Y tal como lo enseñó Jesucristo ha sido un gran consuelo hallar en Dios Padre una fuente de bendiciones en todo lugar donde hemos vivido a su servicio. Ha sido muy importante, además, aprender a confesar la fe cristiana evangélica en un país donde somos una minoría religiosa. Eso da enormes ventajas: una de ellas es que aprendemos a defender nuestra fe, cosa que hice desde que estaba en el colegio (cuarto año de secundaria) y hasta el día de hoy. Aunque no lo parezca, pero es un honor haber recibido burlas y miradas con un aire de superioridad de personas que veían en los evangélicos “personas raras”, poco comunes, incluso dignas de lástima. En este aspecto algo han cambiado las cosa: los evangélicos ya no pasamos desapercibidos. 

Año curioso ese 1979: en Lima se llevó a cabo el Segundo Congreso Latinoamericano de Evangelización (CLADE II). Aún recuerdo a la delegación de hermanos de varios países que visitaron mi congregación en SMP. Ellos habían venido a tal evento y dieron un informe de lo ocurrido allí. Me quedó claro que toda América Latina debía escuchar la voz de Dios. En sí ello no era una novedad, pues cada semana -los domingos por la tarde- salíamos a evangelizar juntos jóvenes y adultos a una urbanización cerca al aeropuerto Jorge Chávez. Llevábamos folletos, biblias, megáfono y todo lo necesario para tal tarea que nos ayudó, entre otras cosas, a perder el miedo a hablar con gente desconocida acerca de nuestras convicciones cristianas.

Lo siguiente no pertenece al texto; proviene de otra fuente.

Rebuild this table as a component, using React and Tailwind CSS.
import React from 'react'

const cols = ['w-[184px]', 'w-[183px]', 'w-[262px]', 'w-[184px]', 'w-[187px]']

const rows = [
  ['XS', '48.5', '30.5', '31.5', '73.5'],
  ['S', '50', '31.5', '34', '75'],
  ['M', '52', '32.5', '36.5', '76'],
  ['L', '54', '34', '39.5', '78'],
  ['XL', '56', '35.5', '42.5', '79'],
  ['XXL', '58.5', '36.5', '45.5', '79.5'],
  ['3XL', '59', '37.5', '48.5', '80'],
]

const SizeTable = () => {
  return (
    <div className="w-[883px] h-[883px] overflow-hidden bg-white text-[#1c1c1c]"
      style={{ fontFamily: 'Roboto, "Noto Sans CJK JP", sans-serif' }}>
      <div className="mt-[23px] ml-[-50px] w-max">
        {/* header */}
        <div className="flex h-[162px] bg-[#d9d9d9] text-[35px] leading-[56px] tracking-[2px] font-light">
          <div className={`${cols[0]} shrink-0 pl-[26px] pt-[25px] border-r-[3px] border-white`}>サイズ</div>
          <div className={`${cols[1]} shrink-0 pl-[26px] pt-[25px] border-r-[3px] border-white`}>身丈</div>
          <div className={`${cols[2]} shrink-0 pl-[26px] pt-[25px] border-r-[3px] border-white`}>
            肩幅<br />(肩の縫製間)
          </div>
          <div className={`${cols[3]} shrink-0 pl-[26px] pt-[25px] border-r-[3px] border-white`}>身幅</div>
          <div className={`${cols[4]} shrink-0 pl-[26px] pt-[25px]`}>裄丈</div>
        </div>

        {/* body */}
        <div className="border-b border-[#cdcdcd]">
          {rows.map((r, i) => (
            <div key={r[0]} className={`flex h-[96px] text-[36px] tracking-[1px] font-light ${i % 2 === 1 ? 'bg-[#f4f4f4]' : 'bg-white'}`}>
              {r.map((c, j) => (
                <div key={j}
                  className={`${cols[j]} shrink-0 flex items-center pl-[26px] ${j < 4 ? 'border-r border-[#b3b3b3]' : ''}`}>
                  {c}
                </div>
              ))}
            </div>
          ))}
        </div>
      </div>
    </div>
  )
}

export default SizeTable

Hay cosas que han cambiado. En 1979 los evangélicos en el Perú éramos apenas un puñado de personas. Hoy se dice que bordeamos el 18% del total de la población, es decir tenemos cierta presencia social incluso sin habérnoslo propuesto. Y aunque hemos crecido en número no estoy seguro que también lo sea en el testimonio público. Hay demasiada religiosidad barata y el púlpito sigue en crisis (como señaló la Fraternidad Teológica Latinoamericana en Cochabamba, 1970). Algunas iglesias más parecen clubes sociales pues parece haberse perdido la esencia de la fe cristiana. Incluso, hay cristianos que ya ni llevan la Biblia a los cultos además que no evidencian ningún compromiso eclesial como respuesta a Jesucristo de quien dicen es su Salvador. Algo está fallando y en grande.

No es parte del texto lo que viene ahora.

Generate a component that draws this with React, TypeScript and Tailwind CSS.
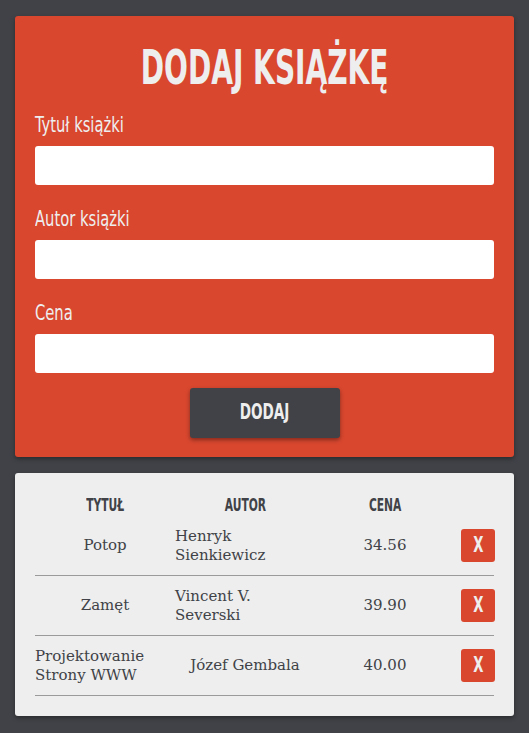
const books = [
  { title: "Potop", author: "Henryk Sienkiewicz", price: "34.56", authorLeft: true },
  { title: "Zamęt", author: "Vincent V. Severski", price: "39.90", authorLeft: true },
  { title: "Projektowanie Strony WWW", author: "Józef Gembala", price: "40.00", authorLeft: false },
];

// brak Oswalda - zwężamy DejaVu Sans Condensed
const head = { fontFamily: '"Liberation Sans Narrow", "DejaVu Sans Condensed", "Liberation Sans", sans-serif' };
const body = { fontFamily: '"DejaVu Serif", "Liberation Serif", serif' };

function Field({ label }: { label: string }) {
  return (
    <div className="flex flex-col">
      <label className="text-[21px] leading-[28px] text-[#eeeeee]" style={head}>
        <span className="inline-block origin-left scale-x-[0.78]">{label}</span>
      </label>
      <input className="mt-[7px] h-[39px] w-full rounded-[3px] bg-white px-2 outline-none" />
    </div>
  );
}

export default function App() {
  return (
    <div className="min-h-[733px] bg-[#404247] px-[15px] pt-[16px] pb-[17px]">
      {/* formularz */}
      <div className="rounded-[3px] bg-[#d9472f] px-[20px] pt-[21px] pb-[19px] shadow-[0_2px_4px_rgba(0,0,0,0.35)]">
        <h1 className="text-center text-[48px] font-bold leading-[60px] text-[#eeeeee]" style={head}>
          <span className="inline-block scale-x-[0.65]">DODAJ KSIĄŻKĘ</span>
        </h1>
        <div className="mt-[14px] flex flex-col gap-[20px]">
          <Field label="Tytuł książki" />
          <Field label="Autor książki" />
          <Field label="Cena" />
        </div>
        <div className="mt-[15px] flex justify-center">
          <button className="h-[50px] w-[150px] rounded-[3px] bg-[#404247] text-[21px] font-bold text-[#eeeeee] shadow-[0_2px_4px_rgba(0,0,0,0.4)]" style={head}>
            <span className="inline-block scale-x-[0.72]">DODAJ</span>
          </button>
        </div>
      </div>

      {/* lista */}
      <div className="mt-[16px] rounded-[3px] bg-[#eeeeee] px-[20px] pt-[20px] pb-[20px] shadow-[0_2px_4px_rgba(0,0,0,0.35)]">
        <div className="grid h-[23px] grid-cols-[140px_140px_140px_40px] items-center text-[17px] font-bold text-[#404247]" style={head}>
          <div className="text-center"><span className="inline-block scale-x-[0.7]">TYTUŁ</span></div>
          <div className="text-center"><span className="inline-block scale-x-[0.7]">AUTOR</span></div>
          <div className="text-center"><span className="inline-block scale-x-[0.7]">CENA</span></div>
          <div />
        </div>
        {books.map((b) => (
          <div key={b.title} className="grid h-[60px] grid-cols-[140px_140px_140px_40px] items-center border-b border-[#9a9a9a] text-[15px] leading-[19px] text-[#404247]" style={body}>
            <div className={b.title.length > 10 ? "text-left" : "text-center"}>{b.title}</div>
            <div className={b.authorLeft ? "pr-[30px] text-left" : "text-center"}>{b.author}</div>
            <div className="text-center">{b.price}</div>
            <div className="flex justify-end">
              <button className="h-[33px] w-[34px] rounded-[3px] bg-[#d9472f] text-[21px] font-bold text-[#eeeeee]" style={head}>
                <span className="inline-block scale-x-[0.7]">X</span>
              </button>
            </div>
          </div>
        ))}
      </div>
    </div>
  );
}
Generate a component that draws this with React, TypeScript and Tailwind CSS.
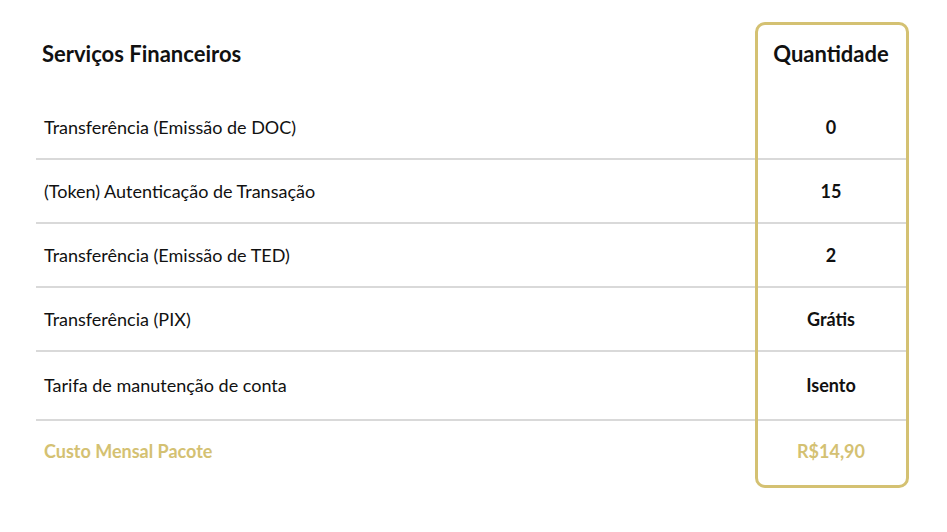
import React from 'react';

const rows = [
  { name: 'Transferência (Emissão de DOC)', qty: '0', h: 'h-[64px]' },
  { name: '(Token) Autenticação de Transação', qty: '15', h: 'h-[64px]' },
  { name: 'Transferência (Emissão de TED)', qty: '2', h: 'h-[64px]' },
  { name: 'Transferência (PIX)', qty: 'Grátis', h: 'h-[64px]' },
  { name: 'Tarifa de manutenção de conta', qty: 'Isento', h: 'h-[69px]' },
];

const App: React.FC = () => {
  return (
    <div
      className="relative w-[947px] h-[532px] bg-white text-[#111]"
      style={{ fontFamily: 'Lato, "Open Sans", sans-serif' }}
    >
      <div className="absolute left-[755px] top-[22px] w-[154px] h-[466px] border-[3px] border-[#d4c172] rounded-[10px] pointer-events-none" />
      <div className="pt-[22px] pl-[36px] w-[907px]">
        <div className="flex h-[74px] pt-[17px]">
          <div className="flex-1 pl-[6px] text-[22px] leading-[30px] font-bold">Serviços Financeiros</div>
          <div className="w-[152px] text-center text-[22px] leading-[30px] font-bold">Quantidade</div>
        </div>
        {rows.map((r) => (
          <div key={r.name} className={`flex items-center border-b-2 border-[#d9d9d9] ${r.h}`}>
            <div className="flex-1 pl-[8px] text-[18px]">{r.name}</div>
            <div className="w-[152px] text-center text-[18px] font-bold">{r.qty}</div>
          </div>
        ))}
        <div className="flex items-center h-[60px] text-[#d4c172] font-bold">
          <div className="flex-1 pl-[8px] text-[18px]">Custo Mensal Pacote</div>
          <div className="w-[152px] text-center text-[18px]">R$14,90</div>
        </div>
      </div>
    </div>
  );
};

export default App;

Agradezco a Dios por todo este tiempo en la fe. La vida cristiana es como una carrera, decía el apóstol Pablo. Y sabemos que fácil es comenzar, difícil es proseguir y terminar, más aún con la certeza de “me espera la corona de vida que me dará el Juez justo”. Espero que con su gracia Dios me utilice en su obra -que está en todo lugar- hasta el último día de mi existencia. Debo decir, para ser honestos con lo real, que no hubiera podido llegar a estos 40 años de bautizado si no hubiera sido por las oraciones de muchos cristianos y en particular por las oraciones y apoyo constante de mi esposa.

La tarea sigue esperándonos a cada uno de los que confesamos la fe en Cristo. La extensión del Reino de Dios no es una opción, es una obligación. Hay mucha gente que aun necesita conocer al Jesús de los evangelios porque, aunque duela decirlo, es todavía un gran desconocido. La religiosidad popular -que ha invadido casi todos los espacios y hasta las diversas instituciones- todavía nos sigue mostrando una caricatura de él y, por tanto, mucho que se hace pasar por “fe” no lo es en realidad. Pero la tarea no se circunscribe a “lo eclesial”, pues Dios no está encerrado en “el templo”. Dios quiere hacer una transformación verdadera y sustancial en todo orden de cosas. Nada escapa a la soberanía de Cristo.

Cuenta Gonzalo Báez Camargo que el pastor luterano Martin Niemöller –él había sido un alemán antinazi- después de la guerra, cuando estaban reconstruyendo una capilla, se encontraron con una estatua al que le faltaban las manos. Unos hermanos propusieron resanarlo pero él dijo que no, que debiera quedar tal como estaba. “Nosotros somos esas manos” dijo. En un mundo donde abunda la indiferencia, el odio, las mentiras, la injusticia, el desprecio, el abuso, los cristianos debemos ser esos brazos y manos que Dios quiere utilizar para sanar y salvar “lo que está perdido”. Que sigamos esa senda. Así lo enseñó Jesús el Cristo.